#### DATASET EXTRACT ####
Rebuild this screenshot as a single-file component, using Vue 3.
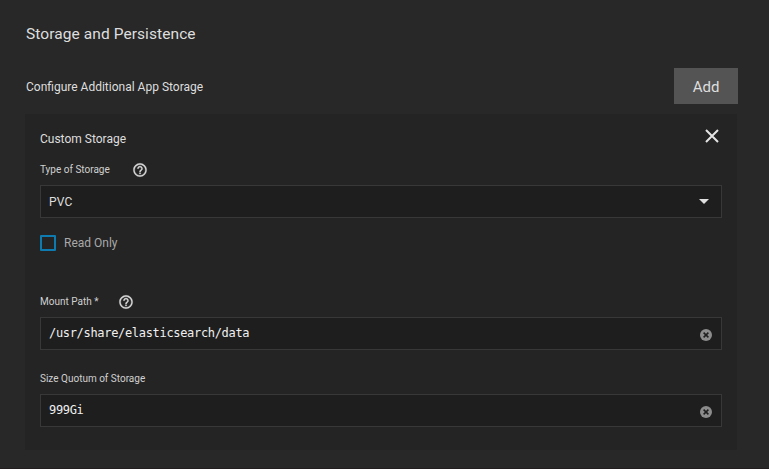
<script setup>
import { ref } from 'vue'

const mountPath = ref('/usr/share/elasticsearch/data')
const quota = ref('999Gi')
</script>

<template>
  <main class="page">
    <h2 class="title">Storage and Persistence</h2>
    <div class="toolbar">
      <span class="subtitle">Configure Additional App Storage</span>
      <button class="add" type="button">Add</button>
    </div>
    <section class="card">
      <header class="card-head">
        <span class="card-title">Custom Storage</span>
        <svg class="close" viewBox="0 0 14 14"><path d="M1 1L13 13M13 1L1 13" /></svg>
      </header>
      <div class="label">
        <span class="label-text type-text">Type of Storage</span>
        <svg class="help" viewBox="0 0 24 24"><path d="M11 18h2v-2h-2v2zm1-16C6.48 2 2 6.48 2 12s4.48 10 10 10 10-4.48 10-10S17.52 2 12 2zm0 18c-4.41 0-8-3.59-8-8s3.59-8 8-8 8 3.59 8 8-3.59 8-8 8zm0-14c-2.21 0-4 1.79-4 4h2c0-1.1.9-2 2-2s2 .9 2 2c0 2-3 1.75-3 5h2c0-2.25 3-2.5 3-5 0-2.21-1.79-4-4-4z" /></svg>
      </div>
      <div class="field select">
        <span class="select-text">PVC</span>
        <svg class="arrow" viewBox="0 0 10 5"><path d="M0 0h10L5 5z" /></svg>
      </div>
      <div class="check">
        <span class="box"></span>
        <span class="check-text">Read Only</span>
      </div>
      <div class="label mount">
        <span class="label-text mount-text">Mount Path *</span>
        <svg class="help" viewBox="0 0 24 24"><path d="M11 18h2v-2h-2v2zm1-16C6.48 2 2 6.48 2 12s4.48 10 10 10 10-4.48 10-10S17.52 2 12 2zm0 18c-4.41 0-8-3.59-8-8s3.59-8 8-8 8 3.59 8 8-3.59 8-8 8zm0-14c-2.21 0-4 1.79-4 4h2c0-1.1.9-2 2-2s2 .9 2 2c0 2-3 1.75-3 5h2c0-2.25 3-2.5 3-5 0-2.21-1.79-4-4-4z" /></svg>
      </div>
      <div class="field">
        <span class="mono">{{ mountPath }}</span>
        <svg class="clear" viewBox="0 0 12 12"><circle cx="6" cy="6" r="6" /><path d="M3.6 3.6l4.8 4.8M8.4 3.6L3.6 8.4" /></svg>
      </div>
      <div class="label size">
        <span class="label-text">Size Quotum of Storage</span>
      </div>
      <div class="field">
        <span class="mono">{{ quota }}</span>
        <svg class="clear" viewBox="0 0 12 12"><circle cx="6" cy="6" r="6" /><path d="M3.6 3.6l4.8 4.8M8.4 3.6L3.6 8.4" /></svg>
      </div>
    </section>
  </main>
</template>

<style>
body {
  margin: 0;
  background: #282828;
}
</style>

<style scoped>
.page {
  box-sizing: border-box;
  height: 469px;
  padding: 22px 31px 0 25px;
  overflow: hidden;
  border-bottom: 1px solid #221e1f;
  background: #282828;
  color: #dedede;
  font-family: Roboto, sans-serif;
  white-space: nowrap;
}
.title {
  margin: 0 0 0 1px;
  height: 24px;
  line-height: 25px;
  font-size: 15.5px;
  font-weight: 400;
  letter-spacing: 0.08px;
}
.toolbar {
  display: flex;
  align-items: center;
  justify-content: space-between;
  height: 36px;
  margin-top: 22px;
  padding-left: 1px;
}
.subtitle {
  padding-top: 2px;
  font-size: 12px;
}
.add {
  width: 64px;
  height: 36px;
  padding: 2px 0 0;
  border: 0;
  background: #545454;
  color: #dedede;
  font: 15px/34px Roboto, sans-serif;
}
.card {
  box-sizing: border-box;
  width: 712px;
  height: 336px;
  margin-top: 10px;
  padding: 15px 15px 0;
  background: #242424;
}
.card-head {
  display: flex;
  justify-content: space-between;
  height: 20px;
}
.card-title {
  font-size: 12px;
  line-height: 20px;
}
.close {
  width: 14px;
  height: 14px;
  margin: 0 3px 0 0;
  fill: none;
  stroke: #e4e4e4;
  stroke-width: 2;
}
.label {
  display: flex;
  align-items: center;
  height: 18px;
  margin-top: 12px;
  font-size: 10px;
  color: #d0d0d0;
}
.label-text {
  padding-bottom: 2px;
}
.help {
  width: 16px;
  height: 16px;
  fill: #d8d8d8;
  stroke: #d8d8d8;
  stroke-width: 0.4;
}
.type-text {
  width: 92.3px;
}
.mount-text {
  width: 78.4px;
}
.field {
  box-sizing: border-box;
  display: flex;
  align-items: center;
  justify-content: space-between;
  width: 682px;
  height: 33px;
  margin-top: 6px;
  padding: 0 9px 0 8px;
  border: 1px solid #383838;
  background: #1e1e1e;
}
.select {
  padding-right: 12px;
}
.select-text {
  font-size: 12px;
  letter-spacing: 0.2px;
}
.arrow {
  width: 10px;
  height: 5px;
  fill: #e0e0e0;
}
.check {
  display: flex;
  align-items: center;
  gap: 8px;
  height: 16px;
  margin-top: 17px;
}
.box {
  box-sizing: border-box;
  width: 16px;
  height: 16px;
  border: 2px solid #0d7bb0;
  border-radius: 1px;
}
.check-text {
  font-size: 12px;
  color: #a9a9a9;
}
.mount {
  margin-top: 42px;
}
.size {
  margin-top: 20px;
}
.mono {
  padding-bottom: 2px;
  color: #f0f0f0;
  font: 12px/16px "DejaVu Sans Mono", monospace;
  letter-spacing: -0.32px;
}
.clear {
  width: 12px;
  height: 12px;
  margin-top: 2px;
  fill: #8c8c8c;
  stroke: none;
}
.clear path {
  stroke: #1e1e1e;
  stroke-width: 1.5;
}
</style>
####
TASK INSTRUCTIONS: Except for the pictures, copy the material above exactly.

EXERCISE RESPONSE:
Rebuild this screenshot as a single-file component, using Vue 3.
<script setup>
import { ref } from 'vue'

const mountPath = ref('/usr/share/elasticsearch/data')
const quota = ref('999Gi')
</script>

<template>
  <main class="page">
    <h2 class="title">Storage and Persistence</h2>
    <div class="toolbar">
      <span class="subtitle">Configure Additional App Storage</span>
      <button class="add" type="button">Add</button>
    </div>
    <section class="card">
      <header class="card-head">
        <span class="card-title">Custom Storage</span>
        <svg class="close" viewBox="0 0 14 14"><path d="M1 1L13 13M13 1L1 13" /></svg>
      </header>
      <div class="label">
        <span class="label-text type-text">Type of Storage</span>
        <svg class="help" viewBox="0 0 24 24"><path d="M11 18h2v-2h-2v2zm1-16C6.48 2 2 6.48 2 12s4.48 10 10 10 10-4.48 10-10S17.52 2 12 2zm0 18c-4.41 0-8-3.59-8-8s3.59-8 8-8 8 3.59 8 8-3.59 8-8 8zm0-14c-2.21 0-4 1.79-4 4h2c0-1.1.9-2 2-2s2 .9 2 2c0 2-3 1.75-3 5h2c0-2.25 3-2.5 3-5 0-2.21-1.79-4-4-4z" /></svg>
      </div>
      <div class="field select">
        <span class="select-text">PVC</span>
        <svg class="arrow" viewBox="0 0 10 5"><path d="M0 0h10L5 5z" /></svg>
      </div>
      <div class="check">
        <span class="box"></span>
        <span class="check-text">Read Only</span>
      </div>
      <div class="label mount">
        <span class="label-text mount-text">Mount Path *</span>
        <svg class="help" viewBox="0 0 24 24"><path d="M11 18h2v-2h-2v2zm1-16C6.48 2 2 6.48 2 12s4.48 10 10 10 10-4.48 10-10S17.52 2 12 2zm0 18c-4.41 0-8-3.59-8-8s3.59-8 8-8 8 3.59 8 8-3.59 8-8 8zm0-14c-2.21 0-4 1.79-4 4h2c0-1.1.9-2 2-2s2 .9 2 2c0 2-3 1.75-3 5h2c0-2.25 3-2.5 3-5 0-2.21-1.79-4-4-4z" /></svg>
      </div>
      <div class="field">
        <span class="mono">{{ mountPath }}</span>
        <svg class="clear" viewBox="0 0 12 12"><circle cx="6" cy="6" r="6" /><path d="M3.6 3.6l4.8 4.8M8.4 3.6L3.6 8.4" /></svg>
      </div>
      <div class="label size">
        <span class="label-text">Size Quotum of Storage</span>
      </div>
      <div class="field">
        <span class="mono">{{ quota }}</span>
        <svg class="clear" viewBox="0 0 12 12"><circle cx="6" cy="6" r="6" /><path d="M3.6 3.6l4.8 4.8M8.4 3.6L3.6 8.4" /></svg>
      </div>
    </section>
  </main>
</template>

<style>
body {
  margin: 0;
  background: #282828;
}
</style>

<style scoped>
.page {
  box-sizing: border-box;
  height: 469px;
  padding: 22px 31px 0 25px;
  overflow: hidden;
  border-bottom: 1px solid #221e1f;
  background: #282828;
  color: #dedede;
  font-family: Roboto, sans-serif;
  white-space: nowrap;
}
.title {
  margin: 0 0 0 1px;
  height: 24px;
  line-height: 25px;
  font-size: 15.5px;
  font-weight: 400;
  letter-spacing: 0.08px;
}
.toolbar {
  display: flex;
  align-items: center;
  justify-content: space-between;
  height: 36px;
  margin-top: 22px;
  padding-left: 1px;
}
.subtitle {
  padding-top: 2px;
  font-size: 12px;
}
.add {
  width: 64px;
  height: 36px;
  padding: 2px 0 0;
  border: 0;
  background: #545454;
  color: #dedede;
  font: 15px/34px Roboto, sans-serif;
}
.card {
  box-sizing: border-box;
  width: 712px;
  height: 336px;
  margin-top: 10px;
  padding: 15px 15px 0;
  background: #242424;
}
.card-head {
  display: flex;
  justify-content: space-between;
  height: 20px;
}
.card-title {
  font-size: 12px;
  line-height: 20px;
}
.close {
  width: 14px;
  height: 14px;
  margin: 0 3px 0 0;
  fill: none;
  stroke: #e4e4e4;
  stroke-width: 2;
}
.label {
  display: flex;
  align-items: center;
  height: 18px;
  margin-top: 12px;
  font-size: 10px;
  color: #d0d0d0;
}
.label-text {
  padding-bottom: 2px;
}
.help {
  width: 16px;
  height: 16px;
  fill: #d8d8d8;
  stroke: #d8d8d8;
  stroke-width: 0.4;
}
.type-text {
  width: 92.3px;
}
.mount-text {
  width: 78.4px;
}
.field {
  box-sizing: border-box;
  display: flex;
  align-items: center;
  justify-content: space-between;
  width: 682px;
  height: 33px;
  margin-top: 6px;
  padding: 0 9px 0 8px;
  border: 1px solid #383838;
  background: #1e1e1e;
}
.select {
  padding-right: 12px;
}
.select-text {
  font-size: 12px;
  letter-spacing: 0.2px;
}
.arrow {
  width: 10px;
  height: 5px;
  fill: #e0e0e0;
}
.check {
  display: flex;
  align-items: center;
  gap: 8px;
  height: 16px;
  margin-top: 17px;
}
.box {
  box-sizing: border-box;
  width: 16px;
  height: 16px;
  border: 2px solid #0d7bb0;
  border-radius: 1px;
}
.check-text {
  font-size: 12px;
  color: #a9a9a9;
}
.mount {
  margin-top: 42px;
}
.size {
  margin-top: 20px;
}
.mono {
  padding-bottom: 2px;
  color: #f0f0f0;
  font: 12px/16px "DejaVu Sans Mono", monospace;
  letter-spacing: -0.32px;
}
.clear {
  width: 12px;
  height: 12px;
  margin-top: 2px;
  fill: #8c8c8c;
  stroke: none;
}
.clear path {
  stroke: #1e1e1e;
  stroke-width: 1.5;
}
</style>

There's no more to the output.